その湖水面に、“天上”の樹木の揺れる姿が、鏡のように完全に映っています。そして、その湖水面は、「天の瑠璃の地面」にほかならないと言うのです。

「瑠璃(るり)」★は、ラピスラズリ(lapis lazuli)の和名で、青金石(lazurite,ラズライト:Na8-10Al6Si6O24S2)を主成分とするガラス質(固溶体)の鉱物です。深い青色〜藍色の宝石で、しばしば黄鉄鉱の粒を含んでいるために、夜空の星のような輝きを伴います。石言葉は「尊厳・崇高」など:画像ファイル・ラピスラズリ(瑠璃)
古代から高貴な宝石とされ、エジプトのツタンカーメン王の“黄金のマスク”も、純金(23金)とラピスラズリの組み合わせで造られています。

★(注) 【印刷用原稿】では「瑠璃」。
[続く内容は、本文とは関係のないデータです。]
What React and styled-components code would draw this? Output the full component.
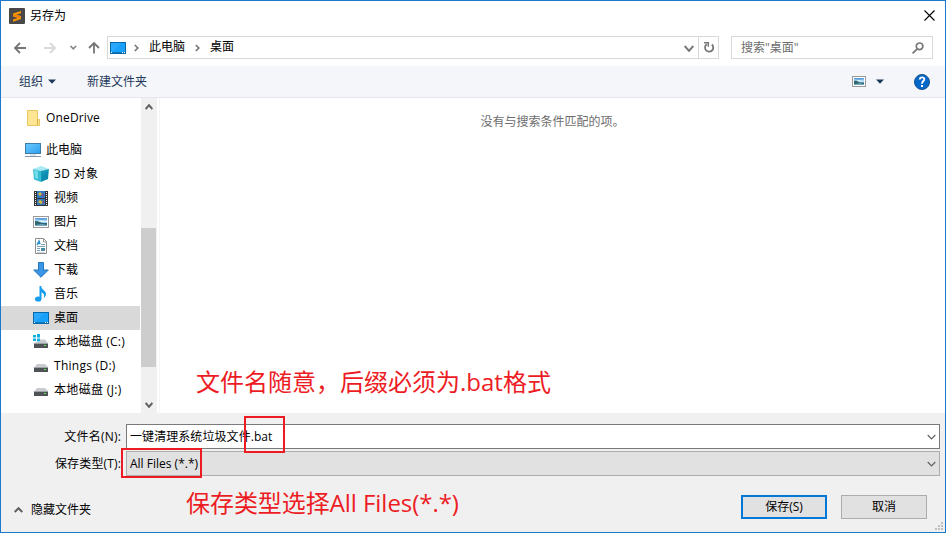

《初版本》で「る璃」となっているのは、「瑠」の活字が間に合わなかったせいと思われます。

さて、このへんで少し、賢治の“天界風景”のもとになっている仏典などを、参照しておきたいと思います。

ここで、“天界”につづいて、トシの“行き先”についてのさまざまな想定を描いた後で──地獄らしい世界も描かれます──、作者は、

. 春と修羅・初版本

206ほんたうにあいつはここの感官をうしなつたのち
207あらたにどんなからだを得
208どんな感官をかんじただらう
209なんべんこれをかんがへたことか
210むかしからの多数の実験から
211倶舎がさつきのやうに云ふのだ
212二度とこれをくり返してはいけない

と書いています。

「倶舎がさつきのやうに云ふのだ」の「倶舎」は、4世紀(一説によると5世紀)の大乗仏教学者・世親(ヴァスバンドゥ)が著した『阿毘達磨倶舎論(あびだつま・くしゃろん)』、略して『倶舎論』とも言います。“阿毘達磨”(アビダルマ; "法について"の意)は、仏教教義の解説書のことです。
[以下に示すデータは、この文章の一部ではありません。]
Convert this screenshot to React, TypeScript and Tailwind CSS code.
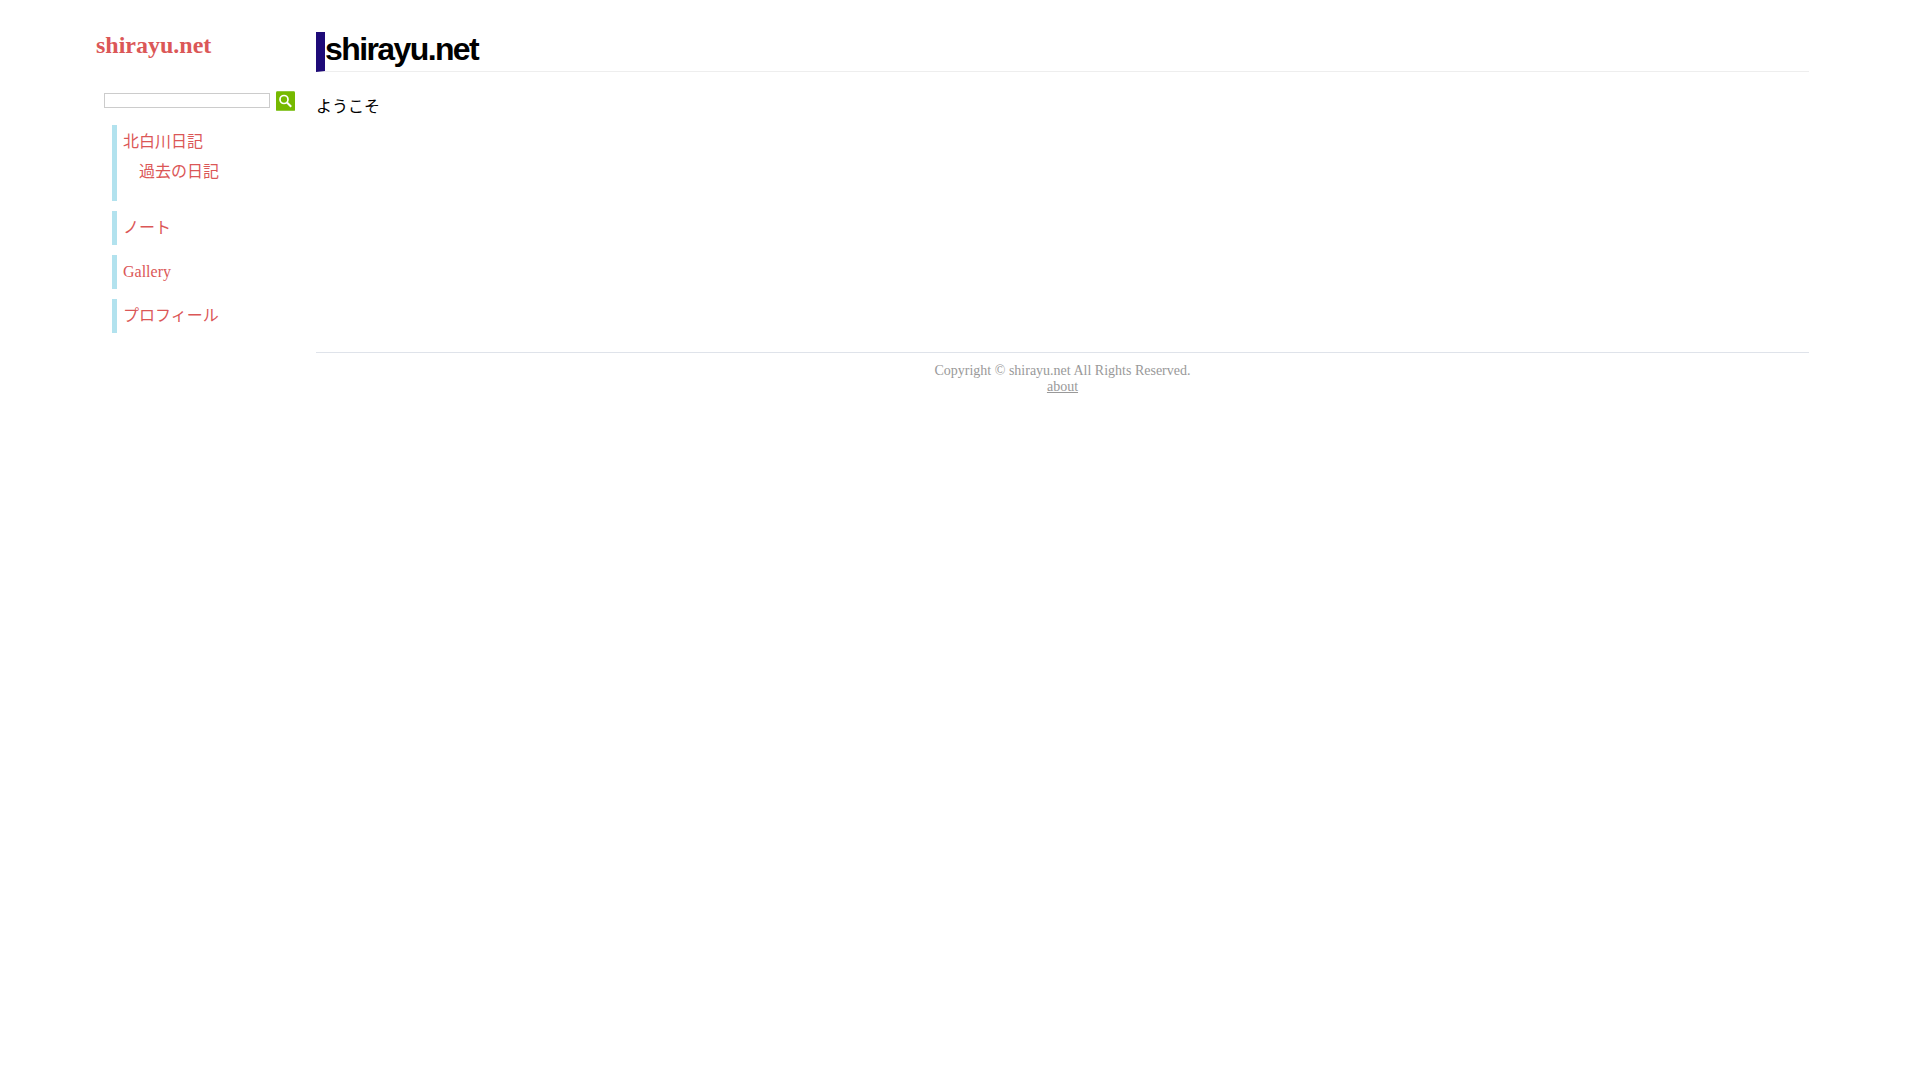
const navItem = "border-l-[5px] border-[#b2e2ee] pl-1.5 pt-[3px] leading-7";

export default function App() {
  return (
    <div className="flex px-[5%] pt-8 font-['Liberation_Serif','Noto_Sans_CJK_JP',serif] text-base text-black">
      <aside className="w-[220px] shrink-0">
        <div className="text-2xl leading-[26px] font-bold text-[#db5757]">
          <a href="#home">shirayu.net</a>
        </div>
        <form className="mt-[33px] ml-2 flex items-start gap-1.5" onSubmit={(e) => e.preventDefault()}>
          <input
            type="text"
            aria-label="Search"
            className="mt-0.5 h-[15px] w-[166px] border border-[#cccccc] bg-white px-1 text-xs outline-none"
          />
          <button type="submit" aria-label="Search" className="h-5 w-[19px]">
            <svg viewBox="0 0 19 20" className="block h-5 w-[19px]">
              <rect width="19" height="20" rx="1.5" fill="#76b900" />
              <path d="M1 .5h17M.5 19.5h18" stroke="#91c93c" />
              <circle cx="8" cy="8.5" r="4" fill="none" stroke="#fff" strokeWidth="1.7" />
              <path d="M11 11.5l4.2 4.2" stroke="#fff" strokeWidth="2" />
            </svg>
          </button>
        </form>
        <nav className="mt-3.5 ml-4">
          <ul className="flex flex-col gap-2.5 text-[#db5757]">
            <li className={`${navItem} pb-[15px]`}>
              <a href="#diary">北白川日記</a>
              <ul className="pl-4">
                <li className="pt-0.5">
                  <a href="#archive">過去の日記</a>
                </li>
              </ul>
            </li>
            <li className={`${navItem} pb-[3px]`}>
              <a href="#notes">ノート</a>
            </li>
            <li className={`${navItem} pb-[3px]`}>
              <a href="#gallery">Gallery</a>
            </li>
            <li className={`${navItem} pb-[3px]`}>
              <a href="#profile">プロフィール</a>
            </li>
          </ul>
        </nav>
      </aside>
      <div className="mr-[15px] min-w-0 grow">
        <main className="min-h-[320px]">
          <h1 className="border-b border-l-[9px] border-b-[#eeeeee] border-l-[#1e0a78] pb-1 font-['Liberation_Sans',sans-serif] text-[32px] leading-[35px] font-bold tracking-tighter">
            shirayu.net
          </h1>
          <p className="mt-[23px] leading-6">ようこそ</p>
        </main>
        <footer className="border-t border-[#dfe3ea] pt-2.5 text-center text-sm leading-4 text-[#999999]">
          <p>Copyright © shirayu.net All Rights Reserved.</p>
          <a href="#about" className="underline">about</a>
        </footer>
      </div>
    </div>
  );
}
「アビダルマ(阿毘達磨)とは何か。それは、シャカムニ・ブッダの教えを、ブッダ没後三百──九百年ごろの学僧たちが研究し、解明し、組織づけて、一つの思想体系にまとめあげた知的努力を意味する。

 そして、その努力の結果として生み出された種々の著作──教義の解説書・綱要書・論述書など──も、おなじくアビダルマの名で呼ばれる。」


●(注) 櫻部建・ほか『存在の分析〈アビダルマ〉』,仏教の思想2,1996,角川文庫10181,p.18.

「さつきのやうに云ふのだ」は、この間に描いた“天界”“地獄”などのようすを指しています。それらは、『倶舎論』に基いているのだ、というわけです◇

◇(注) もちろん、賢治が描いている“天界”“地獄”などは、『倶舎論』そのままではなくて、賢治独自の構想が大きいと思います。詳しくは、のちほど比較検証したいと思います。
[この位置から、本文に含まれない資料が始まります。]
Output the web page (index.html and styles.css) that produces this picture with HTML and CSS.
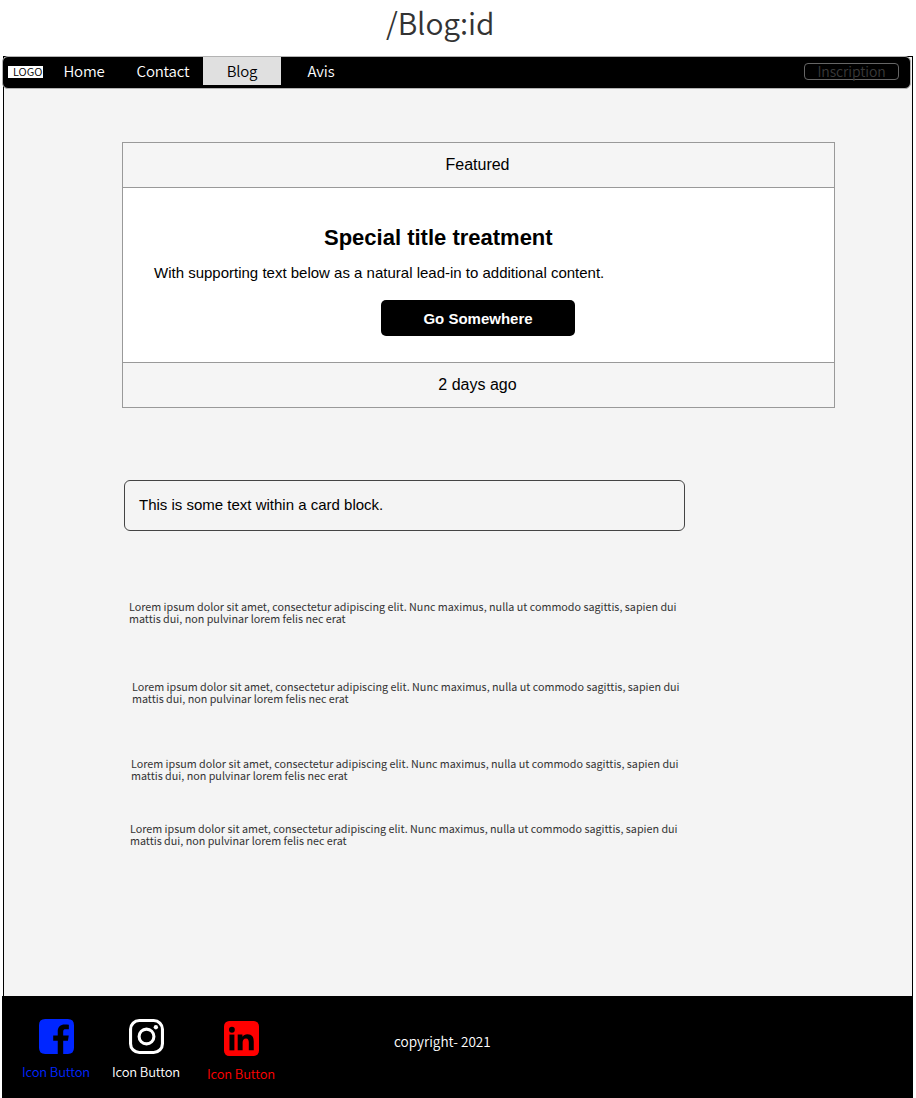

世親は、はじめ上座部(小乗仏教,原始仏教)の「説一切有部」という宗派に属する学者でしたが、兄の無著(むちゃく; アサンガ)の薦めで大乗仏教に改宗しました。

当時、仏教の教理は、昔からある小乗仏教のほうに厖大な蓄積がありました。世親が、「説一切有部」にいた時に、同部を中心として小乗仏教のこみいった学説を理路整然とした形に整理して解説したのが、『阿毘達磨倶舎論』なのです◆

◆(注) 「説一切有部の説を中心に他部派の説も加えて仏教哲学の基本的問題を整理したもの」。第3章“世間品(せけんぼん)”で、世界の構成を述べ、第4章“業品(ごうぼん)”で、輪廻の原因となる業(ごう)について述べています。(ウィキ)

そういうわけで、“宇宙のしくみ”、“輪廻転生のしくみ”、とか“死後の世界”とかいうことになると、『倶舎論』には、ひじょうにきれいにまとめられています。それらは、もとをたどれば、インド神話に基いているのです。

中国や日本の大乗仏教でも、こうした“宇宙論”の部分については、『倶舎論』を参照しているのだそうです。
ちょうど、キリスト教が、旧約の天地創造を信じているのと同じことなんでしょうね。